* Begin *

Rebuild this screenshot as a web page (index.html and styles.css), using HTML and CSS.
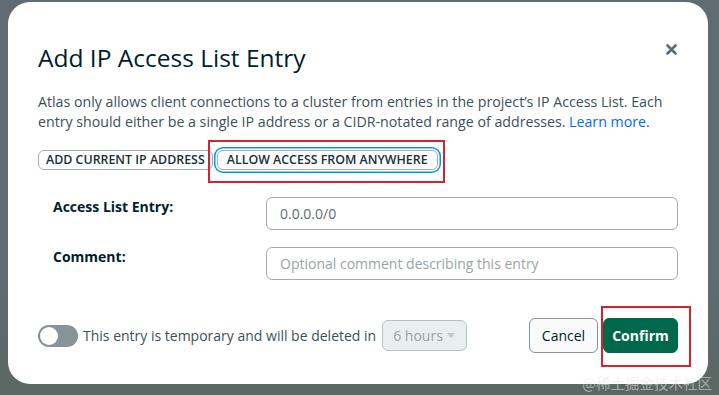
FILE: index.html
```html
<!DOCTYPE html>
<html>
<head>
<meta charset="utf-8">
<link rel="stylesheet" href="styles.css">
</head>
<body>
<div class="page">
  <div class="modal">
    <div class="header">
      <h1 class="title">Add IP Access List Entry</h1>
      <span class="close">
        <svg width="11" height="11" viewBox="0 0 11 11"><path d="M1.5 1.5 L9.5 9.5 M9.5 1.5 L1.5 9.5" stroke="#5c6c75" stroke-width="2.6" stroke-linecap="round"/></svg>
      </span>
    </div>
    <p class="desc">Atlas only allows client connections to a cluster from entries in the project’s IP Access List. Each entry should either be a single IP address or a CIDR-notated range of addresses. <a class="link">Learn more</a>.</p>
    <div class="quick">
      <button class="chip">ADD CURRENT IP ADDRESS</button>
      <span class="mark mark-allow"><button class="chip chip-focus">ALLOW ACCESS FROM ANYWHERE</button></span>
    </div>
    <div class="form">
      <div class="row">
        <label class="label">Access List Entry:</label>
        <div class="input">0.0.0.0/0</div>
      </div>
      <div class="row">
        <label class="label">Comment:</label>
        <div class="input placeholder">Optional comment describing this entry</div>
      </div>
    </div>
    <div class="footer">
      <div class="temp">
        <span class="toggle"><span class="knob"></span></span>
        <span class="temp-text">This entry is temporary and will be deleted in</span>
        <span class="select">6 hours<span class="caret"></span></span>
      </div>
      <div class="actions">
        <button class="btn btn-cancel">Cancel</button>
        <span class="mark mark-confirm"><button class="btn btn-confirm">Confirm</button></span>
      </div>
    </div>
  </div>
  <div class="watermark">@稀土掘金技术社区</div>
</div>
</body>
</html>
```

FILE: styles.css
```css
* { box-sizing: border-box; }
html, body { margin: 0; padding: 0; }
body {
  width: 719px;
  height: 395px;
  overflow: hidden;
  background: #5e6b70;
  font-family: "Open Sans", "Noto Sans", sans-serif;
}
.page {
  position: relative;
  width: 719px;
  height: 395px;
  padding: 2px 0 0 8px;
  background: linear-gradient(180deg, #5f6c71 0%, #5f6c71 70%, #5b6762 100%);
}
.modal {
  width: 700px;
  height: 382px;
  background: #fff;
  border-radius: 22px;
  padding: 0 30px 0 30px;
}
.header {
  display: flex;
  justify-content: space-between;
  align-items: flex-start;
  padding-top: 41px;
}
.title {
  margin: 0;
  font-weight: 400;
  font-size: 24.5px;
  line-height: 30px;
  color: #001e2b;
}
.close {
  display: flex;
  margin-top: 1px;
  margin-right: 1px;
}
.desc {
  margin: 19px 0 0 0;
  font-size: 14.2px;
  line-height: 20px;
  color: #3d4f58;
  width: 636px;
}
.link { color: #016bf8; }
.quick {
  display: flex;
  gap: 4px;
  margin-top: 18px;
  align-items: center;
}
.chip {
  font-family: "Open Sans", "Noto Sans", sans-serif;
  font-size: 12.4px;
  font-weight: 600;
  color: #1c2d38;
  background: #fff;
  border: 1px solid #a3acb0;
  border-radius: 6px;
  height: 20px;
  padding: 0 7px;
  line-height: 18px;
  letter-spacing: 0;
}
.chip-focus {
  box-shadow: 0 0 0 1.5px #fff, 0 0 0 3px #0498ec;
  padding: 0 9px;
}
.mark { position: relative; display: inline-flex; }
.mark::after {
  content: "";
  position: absolute;
  border: 2px solid #d6222c;
  pointer-events: none;
}
.mark-allow::after { left: -9px; right: -7px; top: -10px; bottom: -13px; }
.mark-confirm::after { left: -2px; right: -13px; top: -12px; bottom: -14px; }
.form {
  margin-top: 27px;
  display: flex;
  flex-direction: column;
  gap: 17px;
}
.row {
  display: flex;
  align-items: flex-start;
}
.label {
  width: 228px;
  padding-left: 15px;
  font-size: 14px;
  font-weight: 700;
  color: #001e2b;
  line-height: 20px;
  padding-top: 0;
}
.input {
  width: 412px;
  height: 33px;
  border: 1px solid #a3acb0;
  border-radius: 6px;
  padding: 0 13px;
  font-size: 14px;
  line-height: 31px;
  color: #5c6c75;
}
.placeholder { color: #9aa3a8; }
.footer {
  margin-top: 38px;
  display: flex;
  justify-content: space-between;
  align-items: center;
}
.temp {
  display: flex;
  align-items: center;
}
.toggle {
  width: 40px;
  height: 22px;
  border-radius: 11px;
  background: #889397;
  padding: 2px;
  display: flex;
}
.knob {
  width: 18px;
  height: 18px;
  border-radius: 50%;
  background: #fff;
}
.temp-text {
  margin-left: 5px;
  font-size: 14px;
  color: #3d4f58;
}
.select {
  margin-left: 6px;
  width: 85px;
  height: 31px;
  border: 1px solid #b8c4c2;
  border-radius: 6px;
  background: #e9eeee;
  color: #9aa3a8;
  font-size: 14px;
  display: flex;
  align-items: center;
  padding-left: 10px;
  position: relative;
}
.caret {
  position: absolute;
  right: 11px;
  top: 12px;
  width: 0;
  height: 0;
  border-left: 4px solid transparent;
  border-right: 4px solid transparent;
  border-top: 5px solid #c1c7c6;
}
.actions {
  display: flex;
  gap: 5px;
  align-items: center;
}
.btn {
  font-family: "Open Sans", "Noto Sans", sans-serif;
  height: 35px;
  border-radius: 6px;
  font-size: 14px;
  padding: 0;
}
.btn-cancel {
  width: 69px;
  background: #f9fbfa;
  border: 1px solid #889397;
  color: #001e2b;
}
.btn-confirm {
  width: 75px;
  background: #00684a;
  border: 1px solid #00684a;
  color: #fff;
  font-weight: 700;
}
.watermark {
  position: absolute;
  right: 7px;
  bottom: 2px;
  font-family: "Noto Sans CJK SC", sans-serif;
  font-size: 14.5px;
  color: rgba(230, 230, 230, 0.55);
  letter-spacing: 0;
}
```
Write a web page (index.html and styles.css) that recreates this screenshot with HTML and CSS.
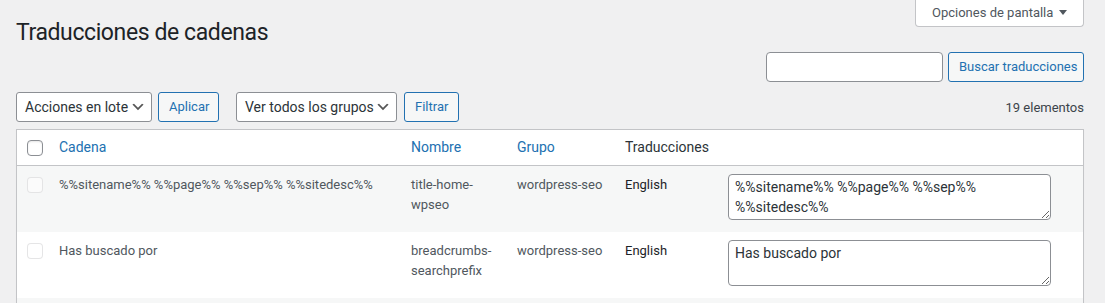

* End *

Task objective – Copy the listing in full and without alteration, omitting every picture.

Full answer –
Rebuild this screenshot as a web page (index.html and styles.css), using HTML and CSS.
FILE: index.html
```html
<!DOCTYPE html>
<html>
<head>
<meta charset="utf-8">
<link rel="stylesheet" href="styles.css">
</head>
<body>
<div class="page">
  <div class="modal">
    <div class="header">
      <h1 class="title">Add IP Access List Entry</h1>
      <span class="close">
        <svg width="11" height="11" viewBox="0 0 11 11"><path d="M1.5 1.5 L9.5 9.5 M9.5 1.5 L1.5 9.5" stroke="#5c6c75" stroke-width="2.6" stroke-linecap="round"/></svg>
      </span>
    </div>
    <p class="desc">Atlas only allows client connections to a cluster from entries in the project’s IP Access List. Each entry should either be a single IP address or a CIDR-notated range of addresses. <a class="link">Learn more</a>.</p>
    <div class="quick">
      <button class="chip">ADD CURRENT IP ADDRESS</button>
      <span class="mark mark-allow"><button class="chip chip-focus">ALLOW ACCESS FROM ANYWHERE</button></span>
    </div>
    <div class="form">
      <div class="row">
        <label class="label">Access List Entry:</label>
        <div class="input">0.0.0.0/0</div>
      </div>
      <div class="row">
        <label class="label">Comment:</label>
        <div class="input placeholder">Optional comment describing this entry</div>
      </div>
    </div>
    <div class="footer">
      <div class="temp">
        <span class="toggle"><span class="knob"></span></span>
        <span class="temp-text">This entry is temporary and will be deleted in</span>
        <span class="select">6 hours<span class="caret"></span></span>
      </div>
      <div class="actions">
        <button class="btn btn-cancel">Cancel</button>
        <span class="mark mark-confirm"><button class="btn btn-confirm">Confirm</button></span>
      </div>
    </div>
  </div>
  <div class="watermark">@稀土掘金技术社区</div>
</div>
</body>
</html>
```

FILE: styles.css
```css
* { box-sizing: border-box; }
html, body { margin: 0; padding: 0; }
body {
  width: 719px;
  height: 395px;
  overflow: hidden;
  background: #5e6b70;
  font-family: "Open Sans", "Noto Sans", sans-serif;
}
.page {
  position: relative;
  width: 719px;
  height: 395px;
  padding: 2px 0 0 8px;
  background: linear-gradient(180deg, #5f6c71 0%, #5f6c71 70%, #5b6762 100%);
}
.modal {
  width: 700px;
  height: 382px;
  background: #fff;
  border-radius: 22px;
  padding: 0 30px 0 30px;
}
.header {
  display: flex;
  justify-content: space-between;
  align-items: flex-start;
  padding-top: 41px;
}
.title {
  margin: 0;
  font-weight: 400;
  font-size: 24.5px;
  line-height: 30px;
  color: #001e2b;
}
.close {
  display: flex;
  margin-top: 1px;
  margin-right: 1px;
}
.desc {
  margin: 19px 0 0 0;
  font-size: 14.2px;
  line-height: 20px;
  color: #3d4f58;
  width: 636px;
}
.link { color: #016bf8; }
.quick {
  display: flex;
  gap: 4px;
  margin-top: 18px;
  align-items: center;
}
.chip {
  font-family: "Open Sans", "Noto Sans", sans-serif;
  font-size: 12.4px;
  font-weight: 600;
  color: #1c2d38;
  background: #fff;
  border: 1px solid #a3acb0;
  border-radius: 6px;
  height: 20px;
  padding: 0 7px;
  line-height: 18px;
  letter-spacing: 0;
}
.chip-focus {
  box-shadow: 0 0 0 1.5px #fff, 0 0 0 3px #0498ec;
  padding: 0 9px;
}
.mark { position: relative; display: inline-flex; }
.mark::after {
  content: "";
  position: absolute;
  border: 2px solid #d6222c;
  pointer-events: none;
}
.mark-allow::after { left: -9px; right: -7px; top: -10px; bottom: -13px; }
.mark-confirm::after { left: -2px; right: -13px; top: -12px; bottom: -14px; }
.form {
  margin-top: 27px;
  display: flex;
  flex-direction: column;
  gap: 17px;
}
.row {
  display: flex;
  align-items: flex-start;
}
.label {
  width: 228px;
  padding-left: 15px;
  font-size: 14px;
  font-weight: 700;
  color: #001e2b;
  line-height: 20px;
  padding-top: 0;
}
.input {
  width: 412px;
  height: 33px;
  border: 1px solid #a3acb0;
  border-radius: 6px;
  padding: 0 13px;
  font-size: 14px;
  line-height: 31px;
  color: #5c6c75;
}
.placeholder { color: #9aa3a8; }
.footer {
  margin-top: 38px;
  display: flex;
  justify-content: space-between;
  align-items: center;
}
.temp {
  display: flex;
  align-items: center;
}
.toggle {
  width: 40px;
  height: 22px;
  border-radius: 11px;
  background: #889397;
  padding: 2px;
  display: flex;
}
.knob {
  width: 18px;
  height: 18px;
  border-radius: 50%;
  background: #fff;
}
.temp-text {
  margin-left: 5px;
  font-size: 14px;
  color: #3d4f58;
}
.select {
  margin-left: 6px;
  width: 85px;
  height: 31px;
  border: 1px solid #b8c4c2;
  border-radius: 6px;
  background: #e9eeee;
  color: #9aa3a8;
  font-size: 14px;
  display: flex;
  align-items: center;
  padding-left: 10px;
  position: relative;
}
.caret {
  position: absolute;
  right: 11px;
  top: 12px;
  width: 0;
  height: 0;
  border-left: 4px solid transparent;
  border-right: 4px solid transparent;
  border-top: 5px solid #c1c7c6;
}
.actions {
  display: flex;
  gap: 5px;
  align-items: center;
}
.btn {
  font-family: "Open Sans", "Noto Sans", sans-serif;
  height: 35px;
  border-radius: 6px;
  font-size: 14px;
  padding: 0;
}
.btn-cancel {
  width: 69px;
  background: #f9fbfa;
  border: 1px solid #889397;
  color: #001e2b;
}
.btn-confirm {
  width: 75px;
  background: #00684a;
  border: 1px solid #00684a;
  color: #fff;
  font-weight: 700;
}
.watermark {
  position: absolute;
  right: 7px;
  bottom: 2px;
  font-family: "Noto Sans CJK SC", sans-serif;
  font-size: 14.5px;
  color: rgba(230, 230, 230, 0.55);
  letter-spacing: 0;
}
```
Write a web page (index.html and styles.css) that recreates this screenshot with HTML and CSS.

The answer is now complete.